Data extracted from a collection:
━━━

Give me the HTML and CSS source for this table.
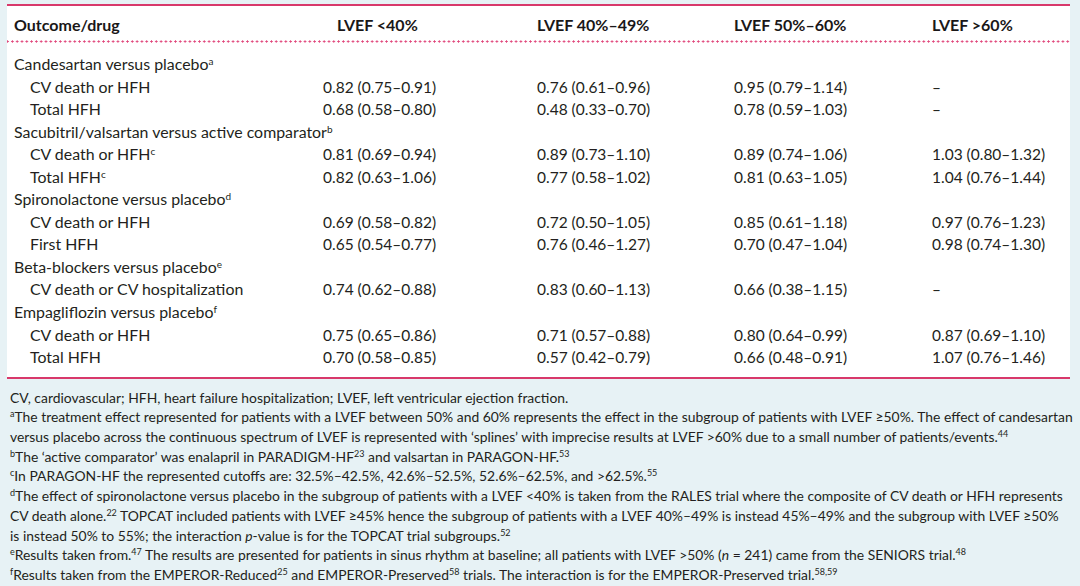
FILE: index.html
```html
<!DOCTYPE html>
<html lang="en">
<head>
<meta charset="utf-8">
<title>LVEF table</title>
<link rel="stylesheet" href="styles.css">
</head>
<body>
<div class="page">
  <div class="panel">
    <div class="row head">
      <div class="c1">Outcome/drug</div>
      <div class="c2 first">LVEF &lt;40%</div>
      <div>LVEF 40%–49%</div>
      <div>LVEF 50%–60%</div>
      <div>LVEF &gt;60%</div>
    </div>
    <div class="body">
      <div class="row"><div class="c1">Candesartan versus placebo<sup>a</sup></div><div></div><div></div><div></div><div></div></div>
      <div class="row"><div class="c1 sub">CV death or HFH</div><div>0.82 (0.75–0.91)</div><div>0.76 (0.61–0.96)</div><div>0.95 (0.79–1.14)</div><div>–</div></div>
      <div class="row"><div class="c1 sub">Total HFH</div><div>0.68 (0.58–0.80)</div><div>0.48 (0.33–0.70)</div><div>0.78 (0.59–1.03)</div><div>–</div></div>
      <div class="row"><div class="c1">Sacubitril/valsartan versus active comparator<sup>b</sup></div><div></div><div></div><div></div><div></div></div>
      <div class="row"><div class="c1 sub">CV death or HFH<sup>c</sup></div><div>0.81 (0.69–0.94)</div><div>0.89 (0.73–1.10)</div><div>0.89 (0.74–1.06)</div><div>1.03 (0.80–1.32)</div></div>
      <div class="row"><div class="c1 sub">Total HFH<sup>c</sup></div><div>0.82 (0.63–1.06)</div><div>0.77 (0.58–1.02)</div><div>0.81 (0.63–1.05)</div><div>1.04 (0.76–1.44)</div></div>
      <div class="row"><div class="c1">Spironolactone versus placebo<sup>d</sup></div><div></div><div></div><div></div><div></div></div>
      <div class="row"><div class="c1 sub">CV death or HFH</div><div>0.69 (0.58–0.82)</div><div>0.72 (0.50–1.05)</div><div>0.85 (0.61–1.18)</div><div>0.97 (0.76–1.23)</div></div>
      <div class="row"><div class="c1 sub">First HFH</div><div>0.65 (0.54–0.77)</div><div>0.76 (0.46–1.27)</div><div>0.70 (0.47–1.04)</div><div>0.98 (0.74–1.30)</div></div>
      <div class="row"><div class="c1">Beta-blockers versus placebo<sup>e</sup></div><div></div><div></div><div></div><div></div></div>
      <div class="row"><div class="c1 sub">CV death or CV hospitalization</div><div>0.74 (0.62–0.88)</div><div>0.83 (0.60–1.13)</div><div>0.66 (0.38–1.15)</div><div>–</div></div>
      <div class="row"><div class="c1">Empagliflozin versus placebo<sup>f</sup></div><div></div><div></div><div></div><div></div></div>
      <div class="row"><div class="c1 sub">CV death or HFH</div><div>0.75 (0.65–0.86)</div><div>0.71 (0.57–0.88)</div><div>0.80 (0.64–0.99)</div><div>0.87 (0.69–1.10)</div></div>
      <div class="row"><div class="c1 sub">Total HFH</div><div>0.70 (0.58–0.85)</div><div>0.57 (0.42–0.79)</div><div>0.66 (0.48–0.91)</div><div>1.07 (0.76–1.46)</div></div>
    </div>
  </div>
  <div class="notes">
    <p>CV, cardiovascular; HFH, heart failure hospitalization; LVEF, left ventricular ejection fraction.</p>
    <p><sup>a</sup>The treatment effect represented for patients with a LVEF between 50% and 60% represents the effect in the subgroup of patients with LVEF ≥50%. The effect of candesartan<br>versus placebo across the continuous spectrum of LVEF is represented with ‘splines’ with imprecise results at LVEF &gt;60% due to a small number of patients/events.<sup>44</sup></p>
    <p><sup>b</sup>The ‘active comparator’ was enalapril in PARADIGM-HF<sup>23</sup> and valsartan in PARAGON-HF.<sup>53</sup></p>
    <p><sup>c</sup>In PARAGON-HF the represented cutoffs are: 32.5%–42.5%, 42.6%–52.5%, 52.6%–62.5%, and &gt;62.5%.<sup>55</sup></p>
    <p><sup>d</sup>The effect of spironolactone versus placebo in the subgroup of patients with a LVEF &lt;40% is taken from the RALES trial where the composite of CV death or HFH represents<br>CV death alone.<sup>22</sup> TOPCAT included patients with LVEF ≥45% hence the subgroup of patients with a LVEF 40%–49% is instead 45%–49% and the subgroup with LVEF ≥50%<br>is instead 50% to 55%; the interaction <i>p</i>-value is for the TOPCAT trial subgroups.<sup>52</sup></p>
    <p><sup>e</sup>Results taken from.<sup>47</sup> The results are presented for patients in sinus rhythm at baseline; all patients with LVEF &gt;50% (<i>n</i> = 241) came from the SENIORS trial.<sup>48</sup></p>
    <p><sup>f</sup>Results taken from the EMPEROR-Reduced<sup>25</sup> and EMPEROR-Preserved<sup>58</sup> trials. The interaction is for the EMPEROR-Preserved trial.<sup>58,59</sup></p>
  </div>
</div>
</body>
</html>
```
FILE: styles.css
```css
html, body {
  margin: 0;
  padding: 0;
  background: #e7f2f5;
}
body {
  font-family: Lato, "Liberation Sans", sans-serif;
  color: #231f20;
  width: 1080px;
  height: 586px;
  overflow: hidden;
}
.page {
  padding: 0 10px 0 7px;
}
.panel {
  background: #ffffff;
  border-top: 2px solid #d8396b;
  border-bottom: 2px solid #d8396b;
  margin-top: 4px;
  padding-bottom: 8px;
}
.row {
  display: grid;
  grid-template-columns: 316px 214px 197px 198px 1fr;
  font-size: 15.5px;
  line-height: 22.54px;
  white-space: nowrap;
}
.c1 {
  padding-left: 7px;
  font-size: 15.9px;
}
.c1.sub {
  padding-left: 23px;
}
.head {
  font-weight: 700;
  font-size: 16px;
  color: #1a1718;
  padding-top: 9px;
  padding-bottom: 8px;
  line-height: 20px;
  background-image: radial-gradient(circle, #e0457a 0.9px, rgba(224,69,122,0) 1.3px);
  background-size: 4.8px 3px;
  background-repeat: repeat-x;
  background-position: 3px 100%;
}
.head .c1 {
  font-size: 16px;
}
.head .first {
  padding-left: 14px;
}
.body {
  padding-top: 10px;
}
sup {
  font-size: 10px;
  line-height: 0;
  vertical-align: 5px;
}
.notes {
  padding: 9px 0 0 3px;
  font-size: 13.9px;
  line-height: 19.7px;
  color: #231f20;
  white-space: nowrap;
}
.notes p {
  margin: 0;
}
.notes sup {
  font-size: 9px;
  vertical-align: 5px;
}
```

━━━

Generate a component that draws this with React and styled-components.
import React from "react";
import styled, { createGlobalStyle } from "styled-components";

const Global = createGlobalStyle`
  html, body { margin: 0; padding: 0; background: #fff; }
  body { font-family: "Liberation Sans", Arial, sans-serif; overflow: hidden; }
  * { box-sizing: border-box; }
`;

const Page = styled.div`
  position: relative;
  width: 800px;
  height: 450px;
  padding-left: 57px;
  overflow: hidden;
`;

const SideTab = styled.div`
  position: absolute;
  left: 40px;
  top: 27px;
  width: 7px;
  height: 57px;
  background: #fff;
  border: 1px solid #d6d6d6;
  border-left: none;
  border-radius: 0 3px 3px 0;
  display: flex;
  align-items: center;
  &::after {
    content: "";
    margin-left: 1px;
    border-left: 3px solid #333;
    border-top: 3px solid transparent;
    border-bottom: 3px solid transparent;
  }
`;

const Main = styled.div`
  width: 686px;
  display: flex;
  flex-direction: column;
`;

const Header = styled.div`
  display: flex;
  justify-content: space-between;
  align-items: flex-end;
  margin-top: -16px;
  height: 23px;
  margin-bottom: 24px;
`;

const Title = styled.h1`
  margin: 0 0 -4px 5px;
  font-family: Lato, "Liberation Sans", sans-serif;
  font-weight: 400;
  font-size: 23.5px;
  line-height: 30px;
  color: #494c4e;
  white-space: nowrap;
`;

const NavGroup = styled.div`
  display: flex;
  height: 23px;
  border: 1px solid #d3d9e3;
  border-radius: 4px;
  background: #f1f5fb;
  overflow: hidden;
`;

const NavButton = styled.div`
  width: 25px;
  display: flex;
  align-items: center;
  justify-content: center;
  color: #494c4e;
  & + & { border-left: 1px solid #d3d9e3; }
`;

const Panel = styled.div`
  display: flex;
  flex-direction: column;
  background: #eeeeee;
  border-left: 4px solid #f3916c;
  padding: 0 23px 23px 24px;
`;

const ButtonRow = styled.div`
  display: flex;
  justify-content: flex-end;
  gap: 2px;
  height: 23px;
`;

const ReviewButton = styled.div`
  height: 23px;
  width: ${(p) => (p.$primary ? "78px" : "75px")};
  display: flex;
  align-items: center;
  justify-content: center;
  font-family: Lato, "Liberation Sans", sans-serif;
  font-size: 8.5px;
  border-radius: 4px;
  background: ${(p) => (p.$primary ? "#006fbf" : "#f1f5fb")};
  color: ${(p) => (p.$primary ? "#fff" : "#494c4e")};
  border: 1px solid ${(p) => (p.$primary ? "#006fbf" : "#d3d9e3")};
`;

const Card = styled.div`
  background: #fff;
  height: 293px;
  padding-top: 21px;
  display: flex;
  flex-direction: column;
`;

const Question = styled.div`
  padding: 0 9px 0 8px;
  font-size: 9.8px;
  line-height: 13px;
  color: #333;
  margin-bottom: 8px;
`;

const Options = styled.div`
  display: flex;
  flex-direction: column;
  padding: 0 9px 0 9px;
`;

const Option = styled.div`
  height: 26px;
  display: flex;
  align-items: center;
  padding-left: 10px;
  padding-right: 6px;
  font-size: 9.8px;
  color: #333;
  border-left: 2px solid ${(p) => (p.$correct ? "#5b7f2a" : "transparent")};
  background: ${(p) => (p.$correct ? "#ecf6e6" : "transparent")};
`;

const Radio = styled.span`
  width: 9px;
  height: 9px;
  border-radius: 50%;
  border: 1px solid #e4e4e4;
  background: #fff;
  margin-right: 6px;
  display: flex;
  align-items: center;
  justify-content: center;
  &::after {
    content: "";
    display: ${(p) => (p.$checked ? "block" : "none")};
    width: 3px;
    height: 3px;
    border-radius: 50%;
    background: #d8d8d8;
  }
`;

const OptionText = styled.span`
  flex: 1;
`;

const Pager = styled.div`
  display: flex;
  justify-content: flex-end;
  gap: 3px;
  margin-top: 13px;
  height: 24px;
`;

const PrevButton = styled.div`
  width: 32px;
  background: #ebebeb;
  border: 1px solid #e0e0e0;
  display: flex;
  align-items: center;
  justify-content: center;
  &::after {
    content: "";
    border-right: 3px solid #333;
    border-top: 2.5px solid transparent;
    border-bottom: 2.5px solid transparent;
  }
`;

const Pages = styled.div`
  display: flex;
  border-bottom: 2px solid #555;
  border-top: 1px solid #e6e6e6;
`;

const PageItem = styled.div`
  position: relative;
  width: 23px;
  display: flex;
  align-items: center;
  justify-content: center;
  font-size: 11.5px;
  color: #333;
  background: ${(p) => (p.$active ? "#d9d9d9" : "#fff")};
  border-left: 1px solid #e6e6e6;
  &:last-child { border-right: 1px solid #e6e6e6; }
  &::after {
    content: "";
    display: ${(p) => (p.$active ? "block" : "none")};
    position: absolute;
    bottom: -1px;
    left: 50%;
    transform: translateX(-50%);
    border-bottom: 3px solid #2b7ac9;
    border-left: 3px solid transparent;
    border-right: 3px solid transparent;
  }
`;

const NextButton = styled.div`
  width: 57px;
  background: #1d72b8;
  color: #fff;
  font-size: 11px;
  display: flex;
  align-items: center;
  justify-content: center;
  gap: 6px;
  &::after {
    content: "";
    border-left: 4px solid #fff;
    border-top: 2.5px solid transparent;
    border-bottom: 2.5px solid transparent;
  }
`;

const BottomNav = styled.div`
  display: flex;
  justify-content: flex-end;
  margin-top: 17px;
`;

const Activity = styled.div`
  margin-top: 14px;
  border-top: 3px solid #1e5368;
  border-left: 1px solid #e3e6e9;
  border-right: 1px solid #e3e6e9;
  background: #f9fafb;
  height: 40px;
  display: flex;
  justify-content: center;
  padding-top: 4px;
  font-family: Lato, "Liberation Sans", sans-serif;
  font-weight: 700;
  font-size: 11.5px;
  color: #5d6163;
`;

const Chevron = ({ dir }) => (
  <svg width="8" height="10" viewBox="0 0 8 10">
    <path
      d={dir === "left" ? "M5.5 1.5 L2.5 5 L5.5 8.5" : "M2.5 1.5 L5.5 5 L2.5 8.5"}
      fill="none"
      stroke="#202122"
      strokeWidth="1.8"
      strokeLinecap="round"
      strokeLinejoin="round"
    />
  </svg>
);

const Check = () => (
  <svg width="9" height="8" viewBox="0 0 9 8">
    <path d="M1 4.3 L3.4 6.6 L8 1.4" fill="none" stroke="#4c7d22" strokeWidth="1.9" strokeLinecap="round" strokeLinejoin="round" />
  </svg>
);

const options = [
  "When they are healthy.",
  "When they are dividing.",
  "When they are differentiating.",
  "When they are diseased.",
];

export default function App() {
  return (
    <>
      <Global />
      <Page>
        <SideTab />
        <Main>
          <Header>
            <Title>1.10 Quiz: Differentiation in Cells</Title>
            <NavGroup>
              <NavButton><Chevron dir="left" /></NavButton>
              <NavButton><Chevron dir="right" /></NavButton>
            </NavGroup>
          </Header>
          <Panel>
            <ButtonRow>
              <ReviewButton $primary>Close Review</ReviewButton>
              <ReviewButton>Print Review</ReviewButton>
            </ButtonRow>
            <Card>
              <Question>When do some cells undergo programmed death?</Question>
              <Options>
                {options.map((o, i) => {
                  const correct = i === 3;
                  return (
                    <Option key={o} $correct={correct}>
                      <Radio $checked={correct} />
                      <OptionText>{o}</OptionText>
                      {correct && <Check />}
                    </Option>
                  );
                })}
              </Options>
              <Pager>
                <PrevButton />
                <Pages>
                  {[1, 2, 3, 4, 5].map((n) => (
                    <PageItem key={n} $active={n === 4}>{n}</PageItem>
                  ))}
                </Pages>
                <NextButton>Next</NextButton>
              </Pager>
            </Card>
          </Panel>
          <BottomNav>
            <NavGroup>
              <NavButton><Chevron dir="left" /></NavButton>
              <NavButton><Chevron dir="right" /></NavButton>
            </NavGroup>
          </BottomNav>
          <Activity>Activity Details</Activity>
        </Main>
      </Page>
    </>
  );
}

━━━

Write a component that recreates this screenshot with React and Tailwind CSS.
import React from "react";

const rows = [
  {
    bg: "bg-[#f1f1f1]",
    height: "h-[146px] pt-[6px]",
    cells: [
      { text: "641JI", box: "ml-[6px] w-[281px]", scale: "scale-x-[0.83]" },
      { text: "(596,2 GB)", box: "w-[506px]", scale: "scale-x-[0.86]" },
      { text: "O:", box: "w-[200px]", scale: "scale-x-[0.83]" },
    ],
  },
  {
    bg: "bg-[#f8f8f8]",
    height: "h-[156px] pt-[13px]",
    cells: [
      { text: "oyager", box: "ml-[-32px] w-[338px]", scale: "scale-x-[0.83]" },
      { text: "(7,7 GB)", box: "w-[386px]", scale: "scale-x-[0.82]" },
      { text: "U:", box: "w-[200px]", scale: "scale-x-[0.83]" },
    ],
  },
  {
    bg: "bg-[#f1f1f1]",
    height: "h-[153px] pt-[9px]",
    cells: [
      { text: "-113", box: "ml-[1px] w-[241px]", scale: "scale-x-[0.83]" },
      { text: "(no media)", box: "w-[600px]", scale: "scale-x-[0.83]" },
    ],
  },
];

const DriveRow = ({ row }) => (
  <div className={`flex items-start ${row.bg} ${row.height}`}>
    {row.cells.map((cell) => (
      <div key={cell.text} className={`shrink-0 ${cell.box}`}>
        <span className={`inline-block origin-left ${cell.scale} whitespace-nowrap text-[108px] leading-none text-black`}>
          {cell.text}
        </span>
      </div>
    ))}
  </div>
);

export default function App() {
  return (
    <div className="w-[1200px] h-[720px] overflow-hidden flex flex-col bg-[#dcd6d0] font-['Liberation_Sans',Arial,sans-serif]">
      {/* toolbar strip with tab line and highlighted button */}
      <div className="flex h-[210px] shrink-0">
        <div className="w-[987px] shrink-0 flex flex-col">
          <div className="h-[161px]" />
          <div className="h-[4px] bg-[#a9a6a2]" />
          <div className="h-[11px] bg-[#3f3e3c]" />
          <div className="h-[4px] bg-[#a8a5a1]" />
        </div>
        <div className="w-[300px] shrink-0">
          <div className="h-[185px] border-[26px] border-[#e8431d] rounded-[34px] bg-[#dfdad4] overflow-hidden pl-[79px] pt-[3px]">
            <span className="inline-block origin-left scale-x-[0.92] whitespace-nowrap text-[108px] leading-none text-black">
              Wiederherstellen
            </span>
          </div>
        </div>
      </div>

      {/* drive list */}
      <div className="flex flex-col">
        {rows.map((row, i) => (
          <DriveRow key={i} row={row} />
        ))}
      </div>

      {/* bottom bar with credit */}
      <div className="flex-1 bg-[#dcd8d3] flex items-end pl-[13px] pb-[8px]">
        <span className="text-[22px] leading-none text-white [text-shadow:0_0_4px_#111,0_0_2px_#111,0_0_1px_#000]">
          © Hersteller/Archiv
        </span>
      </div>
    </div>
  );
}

━━━

Problem description: Select every line of the records holding the string "table".

Result:
Give me the HTML and CSS source for this table.
<title>LVEF table</title>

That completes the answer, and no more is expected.